Saturday, January 21, 2006

Preliminary Observations on Integral Relationship, Part One

Part One: Foundations

A while back, Joe Perez posted on the idea of polyamory as a post-conventional form of relationship. I suspect there are many who would disagree and see the desire to be in more than one intimate relationship at a time as immoral. I certainly do not think it is immoral, but I am undecided regarding its place as part of an integral model of relationship.

Joe's post also contained a developmental model of relationship based on Lawrence Kohlberg's stages of moral development. This is how Joe described his model:

In the first (pre-conventional) stage, dynamics are characterized by a desire for fluid and polymorphously perverse sexual play with multiple partners, and/or sexual role playing based on power dynamics (fetish, sadomasochistic play, etc.) Non-monogamy is valued; monogamy is derided as something for fuddy duddies and uptight squares.

In the second (
conventional) stage, sexual relationships are characterized by a desire for a balanced relationship with one primary partner, usually in a conventional marriage/domestic partnership. Monogamy is held to be virtuous, and non-monogamous liaisons are forbidden as adulterous or cheating.

In the third (
post-conventional) stage, sexual relationships are characterized by a desire for deep intimacy and passionate sexual aliveness that may be found with one or more partners in either conventional or unconventional relationships. Monogamy and non-monogamy are both recognized as playing important roles in the development of a mature sexuality.

I like these distinctions, but I disagree with a few points in Joe's model.

I would argue (from my perspective) that the pre-conventional stage is not as fun-loving as is presented. At this stage, power and control are more important than anything else. Most of the time, it will be male domination and conquest--one partner will possess the other. At this stage there is no emotional content or concern for the other's well-being. It is a physical act. We see this in the primate world where sex is a form of currency, or in tribal cultures where "wives" are accumulated to ensure the birth of sons. Sexuality at this stage may also be attended by various taboos based on pleasing the Gods, protecting the hunt or the fertility of crops, or preventing birth defects (incest taboo). In modern cultures, this stage may take on some of the traits Joe mentions, but only among those who are consciously participating at a stage below their overall center of gravity.

The conventional stage contains what we think of as traditional relationship forms, especially marriage. Joe nailed this one, aside from perhaps the "balanced" part, which is more appropriate to post-conventional egalitarianism.

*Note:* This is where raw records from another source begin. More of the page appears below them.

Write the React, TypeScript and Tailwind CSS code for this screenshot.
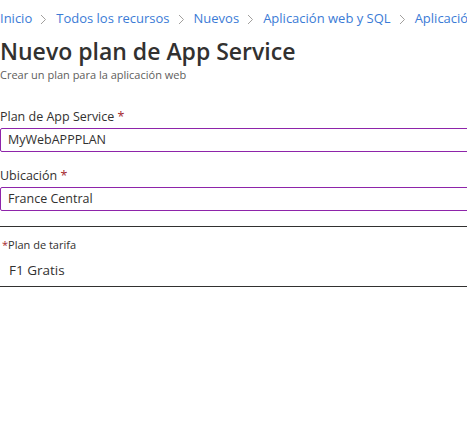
import React from "react";

const crumbs = ["Inicio", "Todos los recursos", "Nuevos", "Aplicación web y SQL", "Aplicación web"];

function Chevron() {
  return (
    <svg width="7" height="11" viewBox="0 0 7 11" className="ml-[8px] mr-[9px] shrink-0">
      <path d="M1 1l4.5 4.5L1 10" fill="none" stroke="#a19f9d" strokeWidth="1" />
    </svg>
  );
}

function Field({ label, value }: { label: string; value: string }) {
  return (
    <div>
      <div className="text-[12.5px] leading-[18px] text-[#323130]">
        {label} <span className="text-[#a4262c]">*</span>
      </div>
      <div className="mt-[2px] w-[480px] h-[24px] border border-[#8e24aa] rounded-[2px] flex items-center pl-[7px] text-[12.5px] text-[#323130]">
        {value}
      </div>
    </div>
  );
}

export default function App() {
  return (
    <div className="w-[467px] h-[425px] bg-white overflow-hidden font-['Open_Sans',sans-serif]">
      <nav className="flex items-center whitespace-nowrap h-[38px] text-[13px] text-[#3b7bd6]">
        {crumbs.map((c, i) => (
          <React.Fragment key={c}>
            {i > 0 && <Chevron />}
            <span>{c}</span>
          </React.Fragment>
        ))}
      </nav>
      <h1 className="text-[23px] leading-[28px] font-semibold text-[#323130] -mt-[1px]">Nuevo plan de App Service</h1>
      <p className="text-[11px] leading-[14px] text-[#605e5c] mt-[3px]">Crear un plan para la aplicación web</p>

      <div className="mt-[26px] flex flex-col gap-[15px]">
        <Field label="Plan de App Service" value="MyWebAPPPLAN" />
        <Field label="Ubicación" value="France Central" />
      </div>

      <div className="mt-[15px] w-[480px] border-t border-b border-[#323130] h-[61px] pt-[11px]">
        <div className="text-[11px] leading-[14px] text-[#323130] pl-[2px]">
          <span className="text-[#a4262c]">*</span>Plan de tarifa
        </div>
        <div className="mt-[9px] pl-[9px] text-[13.5px] leading-[18px] text-[#323130]">F1 Gratis</div>
      </div>
    </div>
  );
}
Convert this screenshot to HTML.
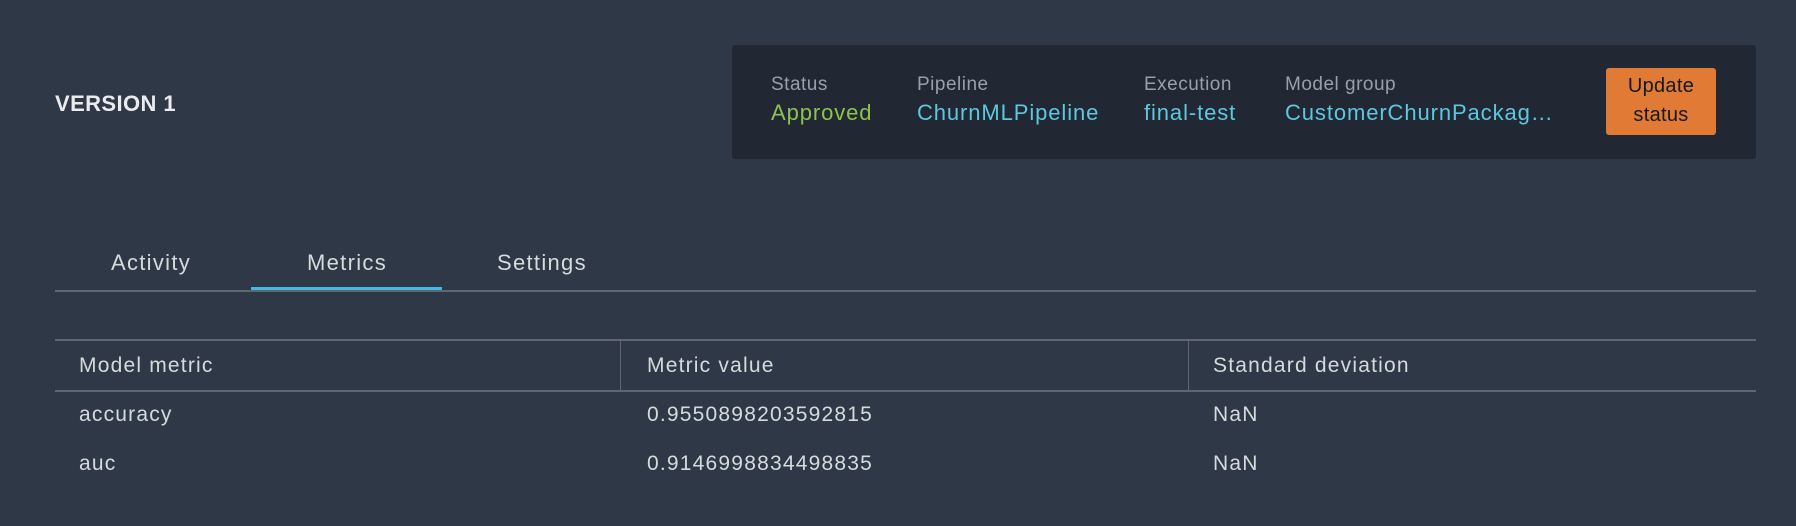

I agree for the most part with Joe's post-conventional stage. As I mentioned above, I haven't decided where I come down on the polyamory element that Joe argues is part of the post-conventional stage. My experience tells me that multiple intimate partners is not often tolerated and, even more, seldom works for all involved.

I would like to take the idea of developmental stages for relationship a little deeper using Spiral Dynamics as a model to look at how different worldviews might influence relationship patterns and eventually lead to an integral model of relationship. What I am proposing is a unique "relationship" developmental line that progresses up the Spiral. Of course, a relationship line will be influenced by the moral development line, by emotional development, by intellectual development, and so on, up to and including the spiritual development line.

This exploration is meant to be a first step toward an integral model of relationship. I do not pretend to know how an integral relationship might look, though I have some ideas. I am hoping that this might generate some discussion so that we might work together to create an imprint, an archetype for integral relationship. To my knowledge, this is a new frontier waiting to be explored.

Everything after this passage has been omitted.